== WORK TO DO ==
Without the pictures, set down every line of the data exactly.
··· INFORMATION SHOWN ···
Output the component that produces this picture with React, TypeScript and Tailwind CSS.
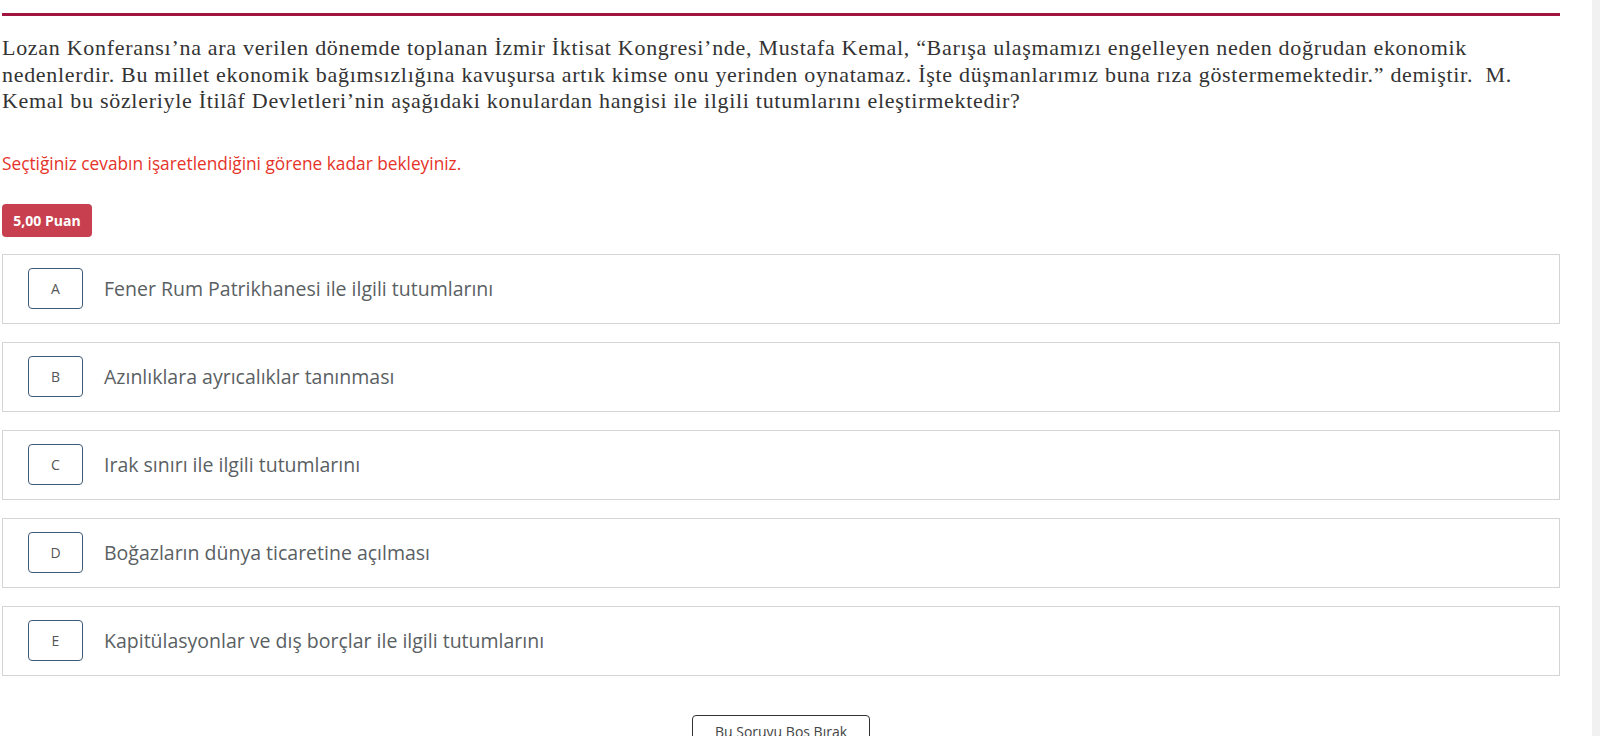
import React from "react";

const options = [
  { key: "A", text: "Fener Rum Patrikhanesi ile ilgili tutumlarını" },
  { key: "B", text: "Azınlıklara ayrıcalıklar tanınması" },
  { key: "C", text: "Irak sınırı ile ilgili tutumlarını" },
  { key: "D", text: "Boğazların dünya ticaretine açılması" },
  { key: "E", text: "Kapitülasyonlar ve dış borçlar ile ilgili tutumlarını" },
];

export default function App() {
  return (
    <div className="flex h-screen overflow-hidden bg-white">
      <main className="flex-1 pl-[2px] pr-[32px] pt-[13px]">
        <div className="h-[3px] bg-[#a0153e]" />

        {/* Soru metni */}
        <p className="mt-[19px] text-[22px] leading-[26.5px] tracking-[0.7px] text-[#333] font-['Liberation_Serif',serif]">
          Lozan Konferansı’na ara verilen dönemde toplanan İzmir İktisat Kongresi’nde, Mustafa Kemal, “Barışa ulaşmamızı engelleyen neden doğrudan ekonomik nedenlerdir. Bu millet ekonomik bağımsızlığına kavuşursa artık kimse onu yerinden oynatamaz. İşte düşmanlarımız buna rıza göstermemektedir.” demiştir.&nbsp; M. Kemal bu sözleriyle İtilâf Devletleri’nin aşağıdaki konulardan hangisi ile ilgili tutumlarını eleştirmektedir?
        </p>

        <div className="font-['Open_Sans',sans-serif]">
          <p className="mt-[39px] text-[17.3px] leading-5 text-[#e5332a]">
            Seçtiğiniz cevabın işaretlendiğini görene kadar bekleyiniz.
          </p>

          <span className="mt-[30px] inline-flex h-[33px] w-[90px] items-center justify-center rounded-[4px] bg-[#c8404f] text-[14px] font-bold text-white">
            5,00 Puan
          </span>

          <div className="mt-[17px] flex flex-col gap-[18px]">
            {options.map((o) => (
              <button
                key={o.key}
                className="flex h-[70px] items-center border border-[#d4d4d4] bg-white pl-[25px] text-left"
              >
                <span className="flex h-[41px] w-[55px] items-center justify-center rounded-[4px] border border-[#3e5a78] text-[14px] text-[#555]">
                  {o.key}
                </span>
                <span className="ml-[21px] text-[19.5px] text-[#5a5f63]">{o.text}</span>
              </button>
            ))}
          </div>

          <div className="mt-[39px] flex justify-center">
            <button className="h-[40px] w-[178px] rounded-[4px] border border-[#333] bg-white pb-[6px] text-[14px] text-[#444]">
              Bu Soruyu Boş Bırak
            </button>
          </div>
        </div>
      </main>
      <div className="w-2 shrink-0 bg-[#f1f1f1]" />
    </div>
  );
}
···
== ANSWER TO THE PROBLEM ==
Output the component that produces this picture with React, TypeScript and Tailwind CSS.
import React from "react";

const options = [
  { key: "A", text: "Fener Rum Patrikhanesi ile ilgili tutumlarını" },
  { key: "B", text: "Azınlıklara ayrıcalıklar tanınması" },
  { key: "C", text: "Irak sınırı ile ilgili tutumlarını" },
  { key: "D", text: "Boğazların dünya ticaretine açılması" },
  { key: "E", text: "Kapitülasyonlar ve dış borçlar ile ilgili tutumlarını" },
];

export default function App() {
  return (
    <div className="flex h-screen overflow-hidden bg-white">
      <main className="flex-1 pl-[2px] pr-[32px] pt-[13px]">
        <div className="h-[3px] bg-[#a0153e]" />

        {/* Soru metni */}
        <p className="mt-[19px] text-[22px] leading-[26.5px] tracking-[0.7px] text-[#333] font-['Liberation_Serif',serif]">
          Lozan Konferansı’na ara verilen dönemde toplanan İzmir İktisat Kongresi’nde, Mustafa Kemal, “Barışa ulaşmamızı engelleyen neden doğrudan ekonomik nedenlerdir. Bu millet ekonomik bağımsızlığına kavuşursa artık kimse onu yerinden oynatamaz. İşte düşmanlarımız buna rıza göstermemektedir.” demiştir.&nbsp; M. Kemal bu sözleriyle İtilâf Devletleri’nin aşağıdaki konulardan hangisi ile ilgili tutumlarını eleştirmektedir?
        </p>

        <div className="font-['Open_Sans',sans-serif]">
          <p className="mt-[39px] text-[17.3px] leading-5 text-[#e5332a]">
            Seçtiğiniz cevabın işaretlendiğini görene kadar bekleyiniz.
          </p>

          <span className="mt-[30px] inline-flex h-[33px] w-[90px] items-center justify-center rounded-[4px] bg-[#c8404f] text-[14px] font-bold text-white">
            5,00 Puan
          </span>

          <div className="mt-[17px] flex flex-col gap-[18px]">
            {options.map((o) => (
              <button
                key={o.key}
                className="flex h-[70px] items-center border border-[#d4d4d4] bg-white pl-[25px] text-left"
              >
                <span className="flex h-[41px] w-[55px] items-center justify-center rounded-[4px] border border-[#3e5a78] text-[14px] text-[#555]">
                  {o.key}
                </span>
                <span className="ml-[21px] text-[19.5px] text-[#5a5f63]">{o.text}</span>
              </button>
            ))}
          </div>

          <div className="mt-[39px] flex justify-center">
            <button className="h-[40px] w-[178px] rounded-[4px] border border-[#333] bg-white pb-[6px] text-[14px] text-[#444]">
              Bu Soruyu Boş Bırak
            </button>
          </div>
        </div>
      </main>
      <div className="w-2 shrink-0 bg-[#f1f1f1]" />
    </div>
  );
}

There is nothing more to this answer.